Yes, sorted sets are very fast and powerful. They seem a much better match for your requirements than SORT operations. The time complexity is often misunderstood. O(log(N)) is very fast, and scales just fine. We use it for tens of millions of members in one sorted set. Retrieval and insertion is sub-millisecond.
Use ZRANGEBYSCORE key min max WITHSCORES [LIMIT offset count] to get your results.
Depending on how you store the timestamps as 'scores', ZREVRANGEBYSCORE might be better.
A small remark about the timestamps: Sorted set SCORES which don't need a decimal part should be using 15 digits or less. So the SCORE has to stay in the range -999999999999999 to 999999999999999. Note: These limits exist because Redis server actually stores the score (float) as a redis-string representation internally.
I therefore recommend this format, converted to Zulu Time: -20140313122802 for second-precision. You may add 1 digit for 100ms-precision, but no more if you want no loss in precision. It's still a float64 by the way, so loss of precision could be fine in some scenarios, but your case fits in the 'perfect precision' range, so that's what I recommend.
If your data expires within 10 years, you can also skip the three first digits (CCY of CCYY), to achieve .0001 second precision.
I suggest negative scores here, so you can use the simpler ZRANGEBYSCORE instead of the REV one.
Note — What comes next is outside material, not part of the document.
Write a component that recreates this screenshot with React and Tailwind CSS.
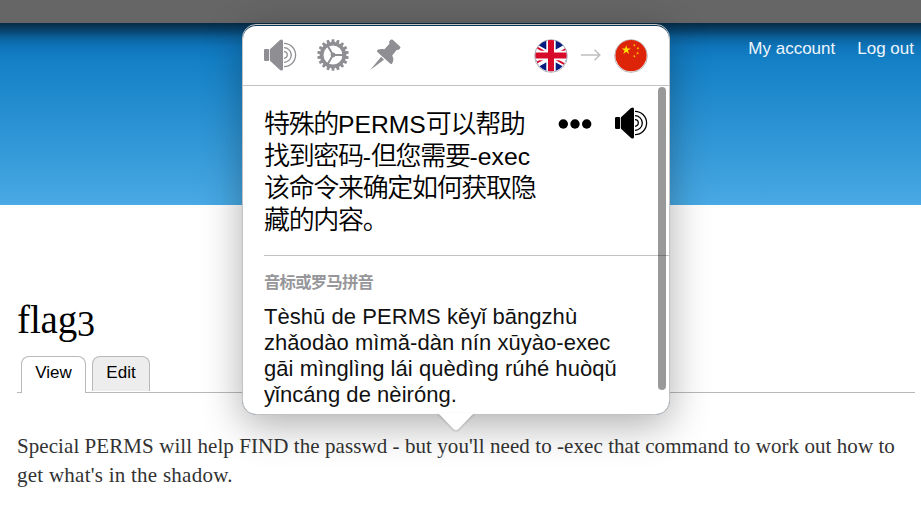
import React from "react";

function Speaker({ className }) {
  return (
    <svg viewBox="0 0 34 32" className={className} fill="currentColor">
      <rect x="1" y="10" width="5.2" height="12" rx="1.2" />
      <path d="M7 10.2 17 1.1Q20 -.8 20 2.3V29.7Q20 32.8 17 30.9L7 21.8Z" />
      <g fill="none" stroke="currentColor" strokeWidth="1.3">
        <path d="M21 12.7a3.3 3.3 0 0 1 0 6.6" />
        <path d="M21 8.7a7.3 7.3 0 0 1 0 14.6" />
        <path d="M21 4.4a11.6 11.6 0 0 1 0 23.2" />
      </g>
    </svg>
  );
}

const TEETH = Array.from({ length: 18 }, (_, i) => i * 20);

function Gear() {
  return (
    <svg viewBox="-16 -16 32 32" className="h-8 w-8 text-[#8e8e93]" fill="currentColor">
      {TEETH.map((a) => (
        <path key={a} d="M-1.8-12-1.2-15.8H1.2L1.8-12Z" transform={`rotate(${a})`} />
      ))}
      <circle r="11.3" fill="none" stroke="currentColor" strokeWidth="3.6" />
      <path d="M0 0H10.5M0 0-5.4-9.3M0 0-5.4 9.3" stroke="currentColor" strokeWidth="2" />
      <circle r="2.4" />
    </svg>
  );
}

function Pin() {
  return (
    <svg viewBox="0 0 30 30" className="h-[31px] w-[31px] text-[#8e8e93]" fill="currentColor">
      <path d="M20 .8Q21 0 22 .8L29 7.2Q30 8.3 29 9.2L27.5 10.6 26 10.5 21.5 16Q23.7 20 21.4 23.7 20.5 24.8 19.4 23.8L7.1 12.5Q6.1 11.4 7.5 10.5 10.5 9 14 10L18.8 4.6 18.5 2.3Z" />
      <path d="m10.8 17.2 2.7 2.8L.2 29.9Z" />
    </svg>
  );
}

function UkFlag() {
  return (
    <svg viewBox="0 0 34 34" className="h-[34px] w-[34px]">
      <defs>
        <clipPath id="uk">
          <circle cx="17" cy="16.6" r="15.6" />
        </clipPath>
      </defs>
      <circle cx="17" cy="17" r="16.4" fill="#fff" stroke="#b9b9bd" strokeWidth="1" />
      <g clipPath="url(#uk)">
        <rect width="34" height="34" fill="#051b7e" />
        <path d="M-6 4 40 30M-6 30 40 4" stroke="#fff" strokeWidth="6.5" />
        <path d="M-4 4.5 17 16.5M38 6.5 17 18.5M-4 27.5 17 15.5M38 29.5 17 17.5" stroke="#d80a2a" strokeWidth="2" />
        <path d="M17 0V34M0 16.5H34" stroke="#fff" strokeWidth="9.4" />
        <path d="M17 0V34M0 16.5H34" stroke="#d80a2a" strokeWidth="6" />
      </g>
    </svg>
  );
}

const STAR = "M0-1 .225-.309.951-.309.363.118.588.809 0 .382-.588.809-.363.118-.951-.309-.225-.309Z";

function ChinaFlag() {
  return (
    <svg viewBox="0 0 34 34" className="h-[34px] w-[34px]">
      <circle cx="17" cy="17" r="16.4" fill="#fff" stroke="#b9b9bd" strokeWidth="1" />
      <circle cx="17" cy="16.6" r="15.6" fill="#de2408" />
      <g fill="#ffde00">
        <path d={STAR} transform="translate(12.2 11) scale(4.8)" />
        <path d={STAR} transform="translate(20.5 6.2) rotate(20) scale(1.5)" />
        <path d={STAR} transform="translate(24 9.3) rotate(40) scale(1.5)" />
        <path d={STAR} transform="translate(23.6 14.2) scale(1.5)" />
        <path d={STAR} transform="translate(20.5 17.2) rotate(20) scale(1.5)" />
      </g>
    </svg>
  );
}

function Latin({ children }) {
  return <span className="text-[24.7px] leading-none tracking-normal">{children}</span>;
}

function Popup() {
  return (
    <div className="absolute left-[242px] top-[24px] h-[391px] w-[428px] rounded-[14px] border border-[#c2c2c4] bg-[#063657] shadow-[0_10px_40px_rgba(0,0,0,0.32)]">
      <div className="mt-px flex h-[388px] flex-col rounded-[13px] bg-white">
        <div className="flex h-[60px] shrink-0 items-center border-b border-[#c2c2c4] pb-[2px] pl-5 pr-[21px]">
          <Speaker className="h-8 w-[34px] text-[#8e8e93]" />
          <div className="ml-5">
            <Gear />
          </div>
          <div className="ml-[21px]">
            <Pin />
          </div>
          <div className="ml-auto flex items-center pt-[2px]">
            <UkFlag />
            <svg viewBox="0 0 20 12" className="mx-[13px] mb-[2px] h-3 w-5" fill="none" stroke="#bfbfbf" strokeWidth="1.5">
              <path d="M0 6H18.5M13.5.8 18.8 6 13.5 11.2" />
            </svg>
            <ChinaFlag />
          </div>
        </div>
        <div className="relative flex-1 overflow-hidden pl-[21px]">
          <div className="flex h-[170px] border-b border-[#c2c2c4] pt-[20px]">
            <div className="mt-[2px] w-[294px] whitespace-nowrap font-['Liberation_Sans','Noto_Sans_CJK_SC',sans-serif] text-[26px] font-[350] leading-8 tracking-[-1.33px] text-black">
              <div className="h-8">特殊的<Latin>PERMS</Latin>可以帮助</div>
              <div className="h-8">找到密码<Latin>-</Latin>但您需要<Latin>-exec</Latin></div>
              <div className="h-8">该命令来确定如何获取隐</div>
              <div className="h-8">藏的内容。</div>
            </div>
            <svg viewBox="0 0 34 10" className="mt-[13px] h-[10px] w-[34px]">
              <circle cx="5.3" cy="5" r="4.7" />
              <circle cx="17" cy="5" r="4.7" />
              <circle cx="28.7" cy="5" r="4.7" />
            </svg>
            <Speaker className="ml-[22px] mt-px h-8 w-[34px] text-black" />
          </div>
          <div className="mt-[13px] font-['Noto_Sans_CJK_SC',sans-serif] text-[16.4px] font-bold leading-6 tracking-[-0.8px] text-[#97979b]">
            音标或罗马拼音
          </div>
          <div className="mt-[11px] whitespace-nowrap font-['Liberation_Sans',sans-serif] text-[22px] leading-[26px] tracking-[0.05px] text-[#111]">
            <div>Tèshū de PERMS kěyǐ bāngzhù</div>
            <div>zhǎodào mìmǎ-dàn nín xūyào-exec</div>
            <div>gāi mìnglìng lái quèdìng rúhé huòqǔ</div>
            <div>yǐncáng de nèiróng.</div>
          </div>
          <div className="absolute right-[3px] top-px h-[303px] w-2 rounded-full bg-black/40" />
        </div>
      </div>
      <svg viewBox="0 0 38 18" className="absolute left-[194px] top-[388px] h-[18px] w-[38px] overflow-visible drop-shadow-[0_1px_1px_rgba(0,0,0,0.2)]">
        <path d="M0 0Q1.5 .3 3 2L16.2 15.8Q19 18.6 21.8 15.8L35 2Q36.5 .3 38 0Z" fill="#fff" />
      </svg>
    </div>
  );
}

export default function App() {
  return (
    <div className="relative h-[512px] w-[921px] overflow-hidden bg-white">
      <div className="h-[23px] bg-[#666]" />
      <div className="flex h-[182px] justify-end gap-[22px] bg-[linear-gradient(to_bottom,#062b44_0px,#08416b_7px,#0b629d_15px,#0f75bb_24px,#1480c6_38px,#48a9e4_182px)] pr-[7px] pt-[14px] font-['Liberation_Sans',sans-serif] text-[17px] leading-6 text-[#eef5fa]">
        <span>My account</span>
        <span>Log out</span>
      </div>
      <div className="pl-[17px] pr-[6px] pt-[92px]">
        <h1 className="flex h-[45px] whitespace-nowrap font-['Liberation_Serif',serif] text-[39px] leading-[45px] text-black">
          <span className="w-[60px] tracking-[-0.1px]">flag</span>
          <span className="mt-[5px] text-[36px]">3</span>
        </h1>
        <div className="mt-[14px] flex h-[37px] items-start gap-[6px] border-b border-[#b8b8b8] pl-1 font-['Liberation_Sans',sans-serif] text-[17px] leading-8 text-black">
          <div className="h-[37px] w-[65px] rounded-t-[8px] border border-b-0 border-[#b8b8b8] bg-white text-center">View</div>
          <div className="h-[35px] w-[58px] rounded-t-[8px] border border-b-0 border-[#b8b8b8] bg-[#ededed] text-center">Edit</div>
        </div>
        <div className="mt-[39px] whitespace-nowrap font-['Liberation_Serif',serif] text-[21px] leading-[29px] tracking-[0.07px] text-[#333]">
          <div>Special PERMS will help FIND the passwd - but you'll need to -exec that command to work out how to</div>
          <div className="tracking-[0.25px]">get what's in the shadow.</div>
        </div>
      </div>
      <Popup />
    </div>
  );
}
You can use -inf as the start score (minus infinity) and LIMIT 0 100 to get the top 100 results.
Two sorted set members (or 'keys' but that's ambiguous since the sorted set is also a key in itself) may share a score, that's no problem, the results within an identical score are alphabetical.
Hope this helps, TW
Edit after chat
The OP wanted to collect data (using a ZSET) from different keys (GET/SET or HGET/HSET keys). JOIN can do that for you, ZRANGEBYSCORE can't.
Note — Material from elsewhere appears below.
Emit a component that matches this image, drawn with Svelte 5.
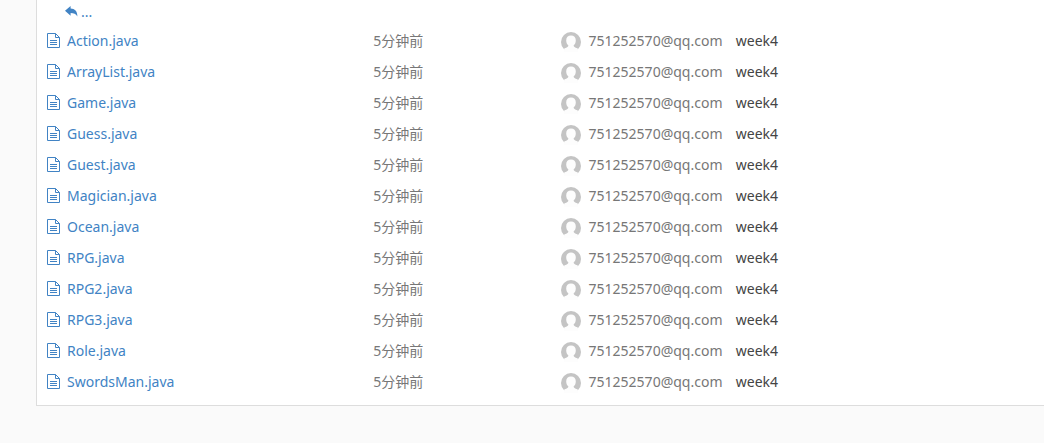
<script lang="ts">
	interface Entry {
		name: string;
		updated: string;
		author: string;
		message: string;
	}

	const names = [
		'Action.java',
		'ArrayList.java',
		'Game.java',
		'Guess.java',
		'Guest.java',
		'Magician.java',
		'Ocean.java',
		'RPG.java',
		'RPG2.java',
		'RPG3.java',
		'Role.java',
		'SwordsMan.java'
	];

	const entries: Entry[] = names.map((name) => ({
		name,
		updated: '5分钟前',
		author: '751252570@qq.com',
		message: 'week4'
	}));
</script>

<main>
	<section class="panel">
		<table>
			<colgroup>
				<col class="col-name" />
				<col class="col-time" />
				<col class="col-author" />
				<col />
			</colgroup>
			<tbody>
				<tr class="parent">
					<td colspan="4">
						<a class="up" href="#parent">
							<svg width="13" height="12" viewBox="0 0 13 12" aria-hidden="true">
								<path d="M0 4.8 5.6 0v2.6C9.8 2.7 12.4 5.2 12.4 10.4 10.8 7.9 8.9 7 5.6 7v2.8z" />
							</svg>
							<span>...</span>
						</a>
					</td>
				</tr>
				{#each entries as entry (entry.name)}
					<tr>
						<td>
							<a class="file" href="#{entry.name}">
								<svg width="13" height="15" viewBox="0 0 13 15" aria-hidden="true">
									<path d="M.5.5h8l4 4v10H.5z" />
									<path d="M8.500.5v4h4M3 7.500h7M3 9.500h7M3 11.500h7" />
								</svg>
								<span>{entry.name}</span>
							</a>
						</td>
						<td class="time">{entry.updated}</td>
						<td>
							<span class="author">
								<svg width="20" height="20" viewBox="0 0 20 20" aria-hidden="true">
									<circle cx="10" cy="10" r="10" fill="#c4c4c4" />
									<path
										d="M10 3.6C7 3.6 5.2 5.6 5.2 8.4c0 2.2.9 4 2.2 5 0 1.2-1 1.700-4.200 3V20h13.600v-3.600c-3.200-1.300-4.200-1.800-4.200-3 1.300-1 2.200-2.800 2.200-5C14.800 5.600 13 3.600 10 3.600z"
										fill="#fdfdfd"
									/>
								</svg>
								<span>{entry.author}</span>
							</span>
						</td>
						<td class="message">{entry.message}</td>
					</tr>
				{/each}
			</tbody>
		</table>
	</section>
</main>

<style>
	:global(body) {
		margin: 0;
		background: #fafafa;
	}

	main {
		padding: 0 0 37px 36px;
		font-family: 'Noto Sans', 'Noto Sans CJK SC', sans-serif;
		font-size: 14px;
		line-height: 20px;
		color: #777;
	}

	.panel {
		padding-bottom: 8px;
		border: solid #ddd;
		border-width: 0 0 1px 1px;
		background: #fff;
	}

	table {
		width: 100%;
		table-layout: fixed;
		border-collapse: collapse;
	}

	.col-name { width: 32.4%; }
	.col-time { width: 18.6%; }
	.col-author { width: 17.4%; }

	td {
		height: 31px;
		padding: 0 0 0 10px;
		white-space: nowrap;
	}

	.parent td {
		height: 23px;
		padding: 0 0 2px 28px;
	}

	a {
		color: #4183c4;
		text-decoration: none;
	}

	a:hover span {
		text-decoration: underline;
	}

	.up,
	.file,
	.author {
		display: flex;
		align-items: center;
	}

	.up {
		gap: 3px;
	}

	.up svg {
		fill: #4183c4;
	}

	.file {
		gap: 7px;
	}

	.file svg {
		fill: none;
		stroke: #4183c4;
	}

	.author {
		gap: 8px;
	}

	.author svg {
		margin-top: 2px;
	}

	.message {
		color: #444;
	}
</style>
The preferred way of doing this, is a simple Lua script. The Lua script is executed on the server. In the example below I use EVAL for simplicity, in production you would use SCRIPT EXISTS, SCRIPT LOAD and EVALSHA. Most client libraries have some bookkeeping logic built-in, so you don't upload the script each time.
Here's an example.lua:
local r={}
local zkey=KEYS[1]
local a=redis.call('zrangebyscore', zkey, KEYS[2], KEYS[3], 'withscores', 'limit', 0, KEYS[4])
for i=1,#a,2 do
r[i]=a[i+1]
r[i+1]=redis.call('get', a[i])
end
return r
You use it like this (raw example, not coded for performance):
redis-cli -p 14322 set activity:1 act1JSON
redis-cli -p 14322 set activity:2 act2JSON
redis-cli -p 14322 zadd feed 1 activity:1
redis-cli -p 14322 zadd feed 2 activity:2
redis-cli -p 14322 eval '$(cat example.lua)' 4 feed '-inf' '+inf' 100
Result:
1) "1"
2) "act1JSON"
3) "2"
4) "act2JSON"